Inspired by our three-week honeymoon in Liverpool Land one year previous (see report here), my wife, Betsy Winston, and I decided to return to Greenland's east coast. Looking at Google Earth and pictures of the region, we chose a valley in the east-southeast corner of Renland, just south of the Edward Bailey Glacier. The remote aspect and big granite peaks interested us, and through his company Tangent Expeditions, Paul Walker provided us with logistical support.
We landed at Constable Pynt on August 1 and set off for Renland early on the 2nd in Zodiacs. A combination of wind and shallow shoreline proved to be a challenge, but after 46 hours, where we circumnavigated Jameson Land and moved up along Scoresbysund, the boats dropped us at a beach near the toe of the glacier. We set up camp at 71°08.911' N, 25°38.945' W.
For the next four days we shuttled gear and food up the glacier and looked for climbing opportunities. Snowline was at ca 1,000m, and massive rockfall and steep broken icefalls narrowed our ability to access the heart of the range. On August 7 we set up base camp at 1,068m (71°11.196' N, 25°48.928' W). From there we found a west-facing, 300m snow/ice gully (50° maximum) that led to a small saddle at 1,423m (71°11.753' N, 25°42.397' W). We then climbed northwest long an exposed 4th and low 5th class ridge that led to easier ground, and to the summit we named Mitsy Peak (1,834m, 71°11.891' N, 25°48.247' W). From here we could access new exploratory terrain along the skyline.
On the 9th we climbed back up Mitsy Peak to spend two nights sleeping under the stars. On one of those nights it rained and snowed for couple of hours, but we found shelter underneath a big boulder. On the 10th we scouted along glaciated slopes and rocky ridges (snow and ice up to 60?), reaching a selection of tops due west of Mitsy Peak. We had amazing 360° views of the range, the ice cap, and ocean. We spotted beautiful peaks in all directions, especially west from us, and south of the Edward Bailey Glacier. Some of the high points reached were: Pt. 2,090m(dubbed Cerro Scotty, 71°12.392' N, 25°51.370' W); Pt. 2,015m (71°12.357' N, 25°52.576' W); Pt. 2,003m (71°12.397' N, 25°52.953' W); Pt. 2,009m (71°12.266' N, 25°52.279' W); Pt. 2,084m (71°12.355' N, 25°52.401' W).
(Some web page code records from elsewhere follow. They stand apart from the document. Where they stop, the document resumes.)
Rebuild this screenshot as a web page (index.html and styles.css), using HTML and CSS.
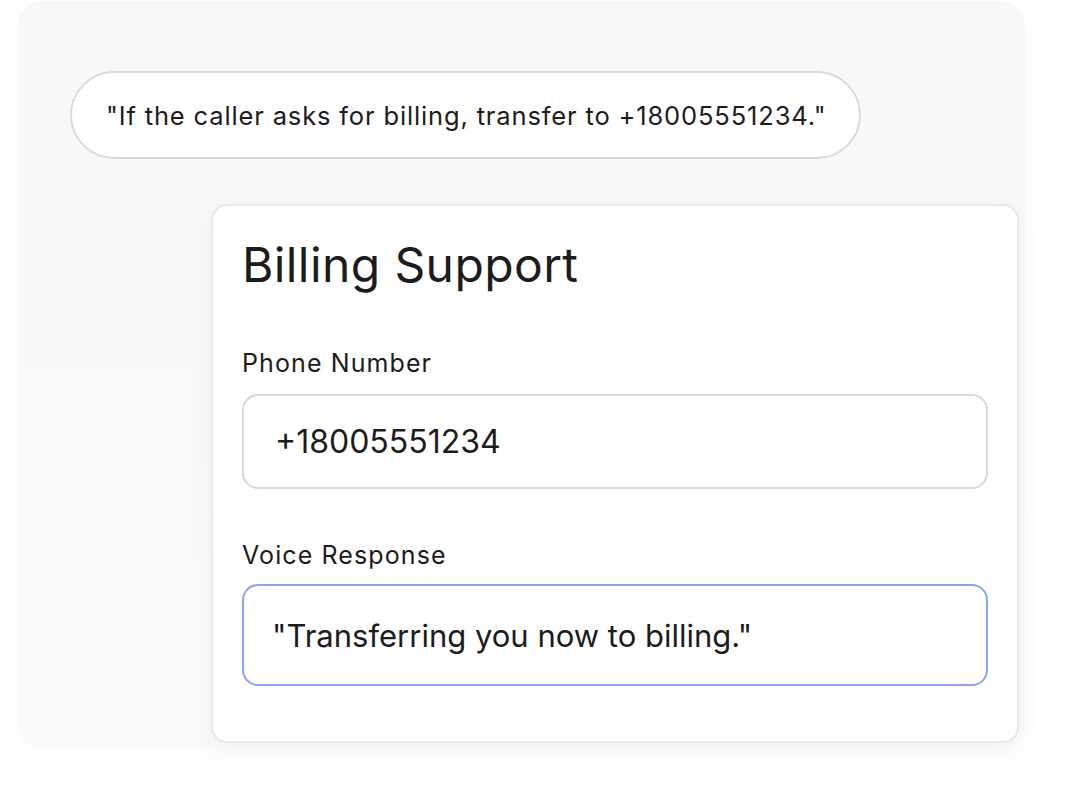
FILE: index.html
```html
<!DOCTYPE html>
<html>
<head>
<meta charset="utf-8">
<link rel="stylesheet" href="styles.css">
</head>
<body>
<div class="panel">
  <div class="bubble">"If the caller asks for billing, transfer to +18005551234."</div>
  <div class="card">
    <h1 class="title">Billing Support</h1>
    <div class="field">
      <div class="label">Phone Number</div>
      <div class="input">+18005551234</div>
    </div>
    <div class="field">
      <div class="label">Voice Response</div>
      <div class="input input-focus">"Transferring you now to billing."</div>
    </div>
  </div>
</div>
</body>
</html>
```
FILE: styles.css
```css
html, body {
  margin: 0;
  padding: 0;
  background: #ffffff;
}
body {
  font-family: Inter, "Noto Sans", sans-serif;
  color: #1c1c1c;
  width: 1072px;
  height: 795px;
  overflow: hidden;
}
.panel {
  margin: 1px 0 0 18px;
  width: 1007px;
  height: 747px;
  box-sizing: border-box;
  background: linear-gradient(180deg, #f8f8f8 0%, #fafafa 100%);
  border-radius: 24px;
  padding: 70px 0 0 52px;
  display: flex;
  flex-direction: column;
  align-items: flex-start;
  box-shadow: 0 8px 24px rgba(0,0,0,0.02);
}
.bubble {
  height: 88px;
  box-sizing: border-box;
  border: 2px solid #dadada;
  border-radius: 44px;
  background: #ffffff;
  padding: 0 32px 0 34px;
  display: flex;
  align-items: center;
  font-size: 25.5px;
  letter-spacing: 0.85px;
  white-space: nowrap;
}
.card {
  margin: 45px 0 0 141px;
  width: 808px;
  height: 539px;
  box-sizing: border-box;
  background: #ffffff;
  border: 2px solid #e9e9e9;
  border-radius: 16px;
  padding: 30px 29px 0 29px;
  box-shadow: 0 4px 24px rgba(0,0,0,0.04);
  display: flex;
  flex-direction: column;
}
.title {
  margin: 0;
  font-size: 48px;
  font-weight: 400;
  line-height: 58px;
  letter-spacing: 0.4px;
}
.field {
  display: flex;
  flex-direction: column;
}
.label {
  font-size: 25px;
  line-height: 32px;
  letter-spacing: 1.1px;
  margin-top: 53px;
  margin-bottom: 15px;
}
.field + .field .label {
  margin-top: 50px;
  margin-bottom: 13px;
}
.input {
  height: 95px;
  box-sizing: border-box;
  border: 2px solid #d8d8dc;
  border-radius: 16px;
  padding: 0 31px;
  display: flex;
  align-items: center;
  font-size: 32px;
}
.input-focus {
  height: 102px;
  border-color: #8ca6ec;
  padding-left: 28px;
  font-size: 31px;
}
```
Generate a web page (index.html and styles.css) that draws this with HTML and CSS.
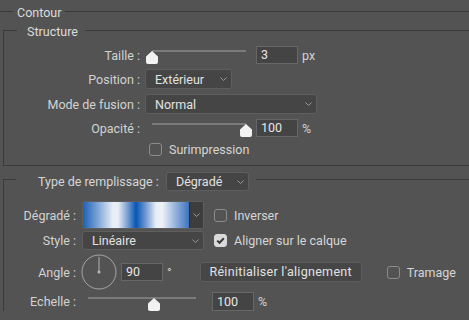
FILE: index.html
```html
<!DOCTYPE html>
<html lang="fr">
<head>
<meta charset="utf-8">
<title>Contour</title>
<link rel="stylesheet" href="styles.css">
</head>
<body>
<fieldset class="panel">
  <legend class="panel-title">Contour</legend>

  <fieldset class="group structure">
    <legend class="group-title">Structure</legend>

    <div class="row">
      <span class="lbl">Taille :</span>
      <div class="slider"><div class="track"></div><span class="thumb" style="left: 0%"><svg width="12" height="13" viewBox="0 0 12 13"><path d="M6 0 L12 5.5 V11 Q12 13 10 13 H2 Q0 13 0 11 V5.5 Z" fill="#f2f2f2"/></svg></span></div>
      <div class="num num-gap">3</div>
      <span class="unit">px</span>
    </div>

    <div class="row">
      <span class="lbl">Position :</span>
      <div class="select sel-position">Extérieur<svg class="chev" width="7" height="4" viewBox="0 0 7 4"><path d="M0.5 0.5 L3.5 3.5 L6.5 0.5" fill="none" stroke="#9a9a9a"/></svg></div>
    </div>

    <div class="row row-mode">
      <span class="lbl">Mode de fusion :</span>
      <div class="select sel-mode">Normal<svg class="chev" width="7" height="4" viewBox="0 0 7 4"><path d="M0.5 0.5 L3.5 3.5 L6.5 0.5" fill="none" stroke="#9a9a9a"/></svg></div>
    </div>

    <div class="row">
      <span class="lbl">Opacité :</span>
      <div class="slider"><div class="track"></div><span class="thumb" style="left: 100%"><svg width="12" height="13" viewBox="0 0 12 13"><path d="M6 0 L12 5.5 V11 Q12 13 10 13 H2 Q0 13 0 11 V5.5 Z" fill="#f2f2f2"/></svg></span></div>
      <div class="num num-gap">100</div>
      <span class="unit">%</span>
    </div>

    <div class="row row-short">
      <span class="lbl"></span>
      <span class="check check-gap"></span>
      <span class="check-text">Surimpression</span>
    </div>
  </fieldset>

  <fieldset class="group fill">
    <legend class="fill-title">
      <span class="fill-label">Type de remplissage :</span>
      <div class="select sel-fill">Dégradé<svg class="chev" width="7" height="4" viewBox="0 0 7 4"><path d="M0.5 0.5 L3.5 3.5 L6.5 0.5" fill="none" stroke="#9a9a9a"/></svg></div>
    </legend>

    <div class="row row-grad">
      <span class="lbl lbl-fill">Dégradé :</span>
      <div class="swatch">
        <div class="grad"></div>
        <div class="drop"><svg width="7" height="4" viewBox="0 0 7 4"><path d="M0.5 0.5 L3.5 3.5 L6.5 0.5" fill="none" stroke="#9a9a9a"/></svg></div>
      </div>
      <span class="check check-side"></span>
      <span class="check-text">Inverser</span>
    </div>

    <div class="row row-style">
      <span class="lbl lbl-fill">Style :</span>
      <div class="select sel-style">Linéaire<svg class="chev" width="7" height="4" viewBox="0 0 7 4"><path d="M0.5 0.5 L3.5 3.5 L6.5 0.5" fill="none" stroke="#9a9a9a"/></svg></div>
      <span class="check check-side checked"><svg width="11" height="11" viewBox="0 0 11 11"><path d="M2.2 5.6 L4.5 7.8 L8.8 3.2" fill="none" stroke="#3a3a3a" stroke-width="2"/></svg></span>
      <span class="check-text">Aligner sur le calque</span>
    </div>

    <div class="row row-angle">
      <span class="lbl lbl-fill">Angle :</span>
      <svg class="dial" width="36" height="36" viewBox="0 0 36 36">
        <circle cx="18" cy="18" r="17" fill="none" stroke="#a6a6a6"/>
        <line x1="18" y1="18" x2="18" y2="3" stroke="#b4b4b4"/>
        <circle cx="18" cy="18" r="1.6" fill="#b4b4b4"/>
      </svg>
      <div class="num num-angle">90</div>
      <span class="unit">°</span>
      <div class="btn">Réinitialiser l'alignement</div>
      <span class="check check-tram"></span>
      <span class="check-text">Tramage</span>
    </div>

    <div class="row row-scale">
      <span class="lbl lbl-fill">Echelle :</span>
      <div class="slider slider-scale"><div class="track"></div><span class="thumb" style="left: 61%"><svg width="12" height="13" viewBox="0 0 12 13"><path d="M6 0 L12 5.5 V11 Q12 13 10 13 H2 Q0 13 0 11 V5.5 Z" fill="#f2f2f2"/></svg></span></div>
      <div class="num num-scale">100</div>
      <span class="unit">%</span>
    </div>
  </fieldset>
</fieldset>
</body>
</html>
```
FILE: styles.css
```css
html, body { height: 100%; }
body { margin: 0; background: #535353; color: #d2d2d2; font: 12.5px Roboto, "Liberation Sans", sans-serif; overflow: hidden; }

/* fieldsets: lines drawn by the borders, titles sit on them */
fieldset { margin: 0; padding: 0; min-width: 0; border: 0; }
legend { padding: 0; }
.panel { margin-top: 3px; border-top: 1px solid #3a3a3a; }
.panel-title { height: 16px; margin-left: 13px; padding: 0 4px; line-height: 19px; color: #dcdcdc; }
.group { margin-left: 3px; border-top: 1px solid #3a3a3a; border-left: 1px solid #3a3a3a; }
.group-title { height: 16px; margin-left: 13px; padding: 0 7px 0 10px; line-height: 19px; color: #dcdcdc; }
.structure { margin-top: 3px; padding: 5px 0 7px; border-bottom: 1px solid #3a3a3a; }
.fill { margin-top: 6px; padding-top: 14px; }
.fill-title { display: flex; align-items: flex-start; height: 15px; margin-left: 12px; padding: 0 7px 0 22px; }
.fill-label { width: 122px; line-height: 19px; color: #d6d6d6; }

/* rows */
.row { display: flex; align-items: center; height: 24px; }
.row-mode { margin-top: 1px; }
.row-short { height: 18px; }
.row-grad { height: 28px; }
.row-style { height: 19px; margin-top: 2px; }
.row-angle { height: 36px; margin-top: 4px; }
.row-scale { height: 19px; margin-top: 2px; }
.lbl { width: 136px; flex: none; text-align: right; }
.lbl-fill { width: 72px; }

/* slider */
.slider { position: relative; flex: none; width: 94px; height: 14px; margin: 4px 0 0 12px; }
.slider-scale { width: 108px; }
.track { height: 2px; background: #7b7b7b; }
.thumb { position: absolute; top: 1px; width: 12px; height: 13px; margin-left: -6px; }
.thumb svg { display: block; }

/* number fields */
.num { box-sizing: border-box; flex: none; width: 42px; height: 18px; padding-left: 4px; line-height: 16px; background: #444; border: 1px solid #676767; color: #e6e6e6; }
.num-gap { margin-left: 10px; }
.num-angle { margin-left: 4px; }
.num-scale { height: 19px; margin-left: 16px; line-height: 17px; }
.unit { margin-left: 4px; color: #d2d2d2; }

/* dropdowns */
.select { box-sizing: border-box; display: flex; align-items: center; flex: none; height: 20px; padding-left: 9px; background: #454545; border: 1px solid #5e5e5e; border-radius: 3px; color: #e2e2e2; }
.select .chev { margin-left: auto; margin-right: 4px; }
.sel-position { width: 87px; margin-left: 5px; }
.sel-mode { width: 172px; margin-left: 5px; }
.sel-fill { width: 83px; height: 19px; margin-left: 6px; }
.sel-style { width: 122px; height: 19px; margin-left: 6px; }

/* gradient swatch */
.swatch { box-sizing: border-box; display: flex; flex: none; width: 122px; height: 28px; margin-left: 6px; border: 1px solid #5e5e5e; border-radius: 2px; }
.grad { flex: 1; background: linear-gradient(90deg, #1a61b6 0%, #7ea3d6 14%, #e7edf6 28%, #e9eef7 33%, #7a9fd2 42%, #0656b4 50%, #6f97cf 59%, #e9eef6 69%, #edf1f8 75%, #8eaedb 88%, #3e74bd 100%); }
.drop { display: flex; align-items: center; justify-content: center; width: 13px; background: #3d3d3d; border-left: 1px solid #2e2e2e; }

/* checkboxes */
.check { box-sizing: border-box; flex: none; width: 13px; height: 13px; border: 1px solid #8c8c8c; border-radius: 3px; }
.check.checked { display: flex; align-items: center; justify-content: center; background: #dadada; border-color: #dadada; }
.check-gap { margin-left: 9px; }
.check-side { margin-left: 10px; }
.check-tram { margin-left: 25px; }
.check-text { margin-left: 7px; color: #d6d6d6; }

/* angle */
.dial { flex: none; margin-left: 5px; }
.btn { box-sizing: border-box; flex: none; width: 162px; height: 20px; margin-left: 28px; line-height: 18px; text-align: center; letter-spacing: 0.3px; background: #464646; border: 1px solid #5c5c5c; border-radius: 3px; color: #e2e2e2; }
```
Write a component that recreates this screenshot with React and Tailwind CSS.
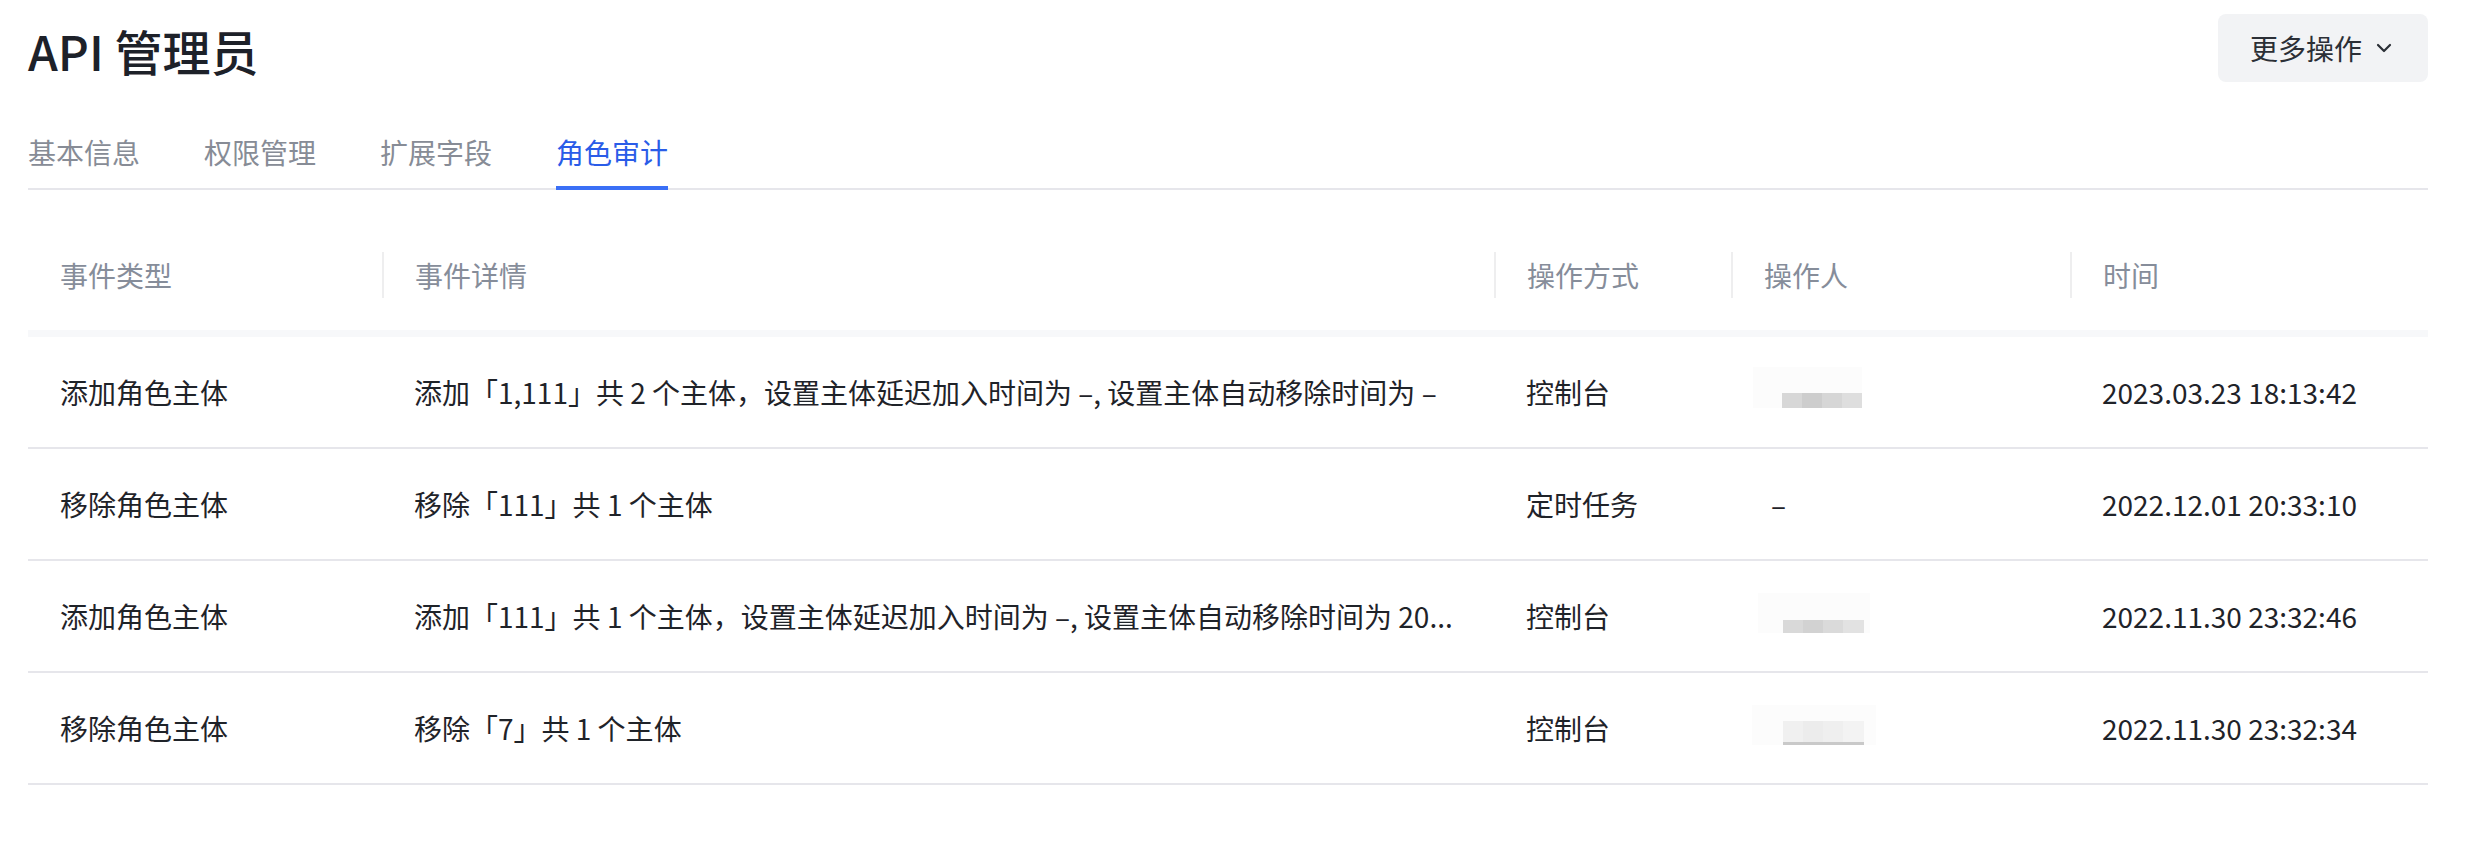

On the 13th we climbed a three-pitch rock route (5.9) on a small tower on the north edge of the gully that we used to access Mitsy Peak. We named it Rabbit Tower. That same day we moved camp down glacier to 558m (71°10.683' N, 25°44.166' W) at the mouth of an adjacent glacier that we named Marmot Valley.
The next day we attempted a major peak in this valley. We headed north-northeast up the glacier for two kilometers, then along the glacier due east to a bergschrund at the head of the cirque. Once above the bergschrund, we continued east, climbing a couloir to a small saddle (400m, snow and ice to 65°). From there we headed north, climbing the south ridge of the peak. This began with a mixture of 3rd- and 4th-class rock, and finished with pitches up to 5.8+ (300m of height gain), reaching a high point of 1,563m on the south flank of our main objective.At this point we turned around due to fatigue and limited materials to build rappels. We estimated that we were about 200m shy of our initial objective. We named our summit Cerro Castillito (71°11.785' N, 25°42.594' W). The descent involved multiple rappels along the ridge, before retracing our steps down the couloir and glacier. On the 15th we headed down to the beach and were picked up by Zodiacs at midnight.
This is a great destination for alpine climbing, with much potential for adventurous first ascents; we found no evidence of previous expeditions. The weather remained stable for most of our trip. We'd recommend coming earlier in the season in order to achieve further access into the range with fewer difficulties.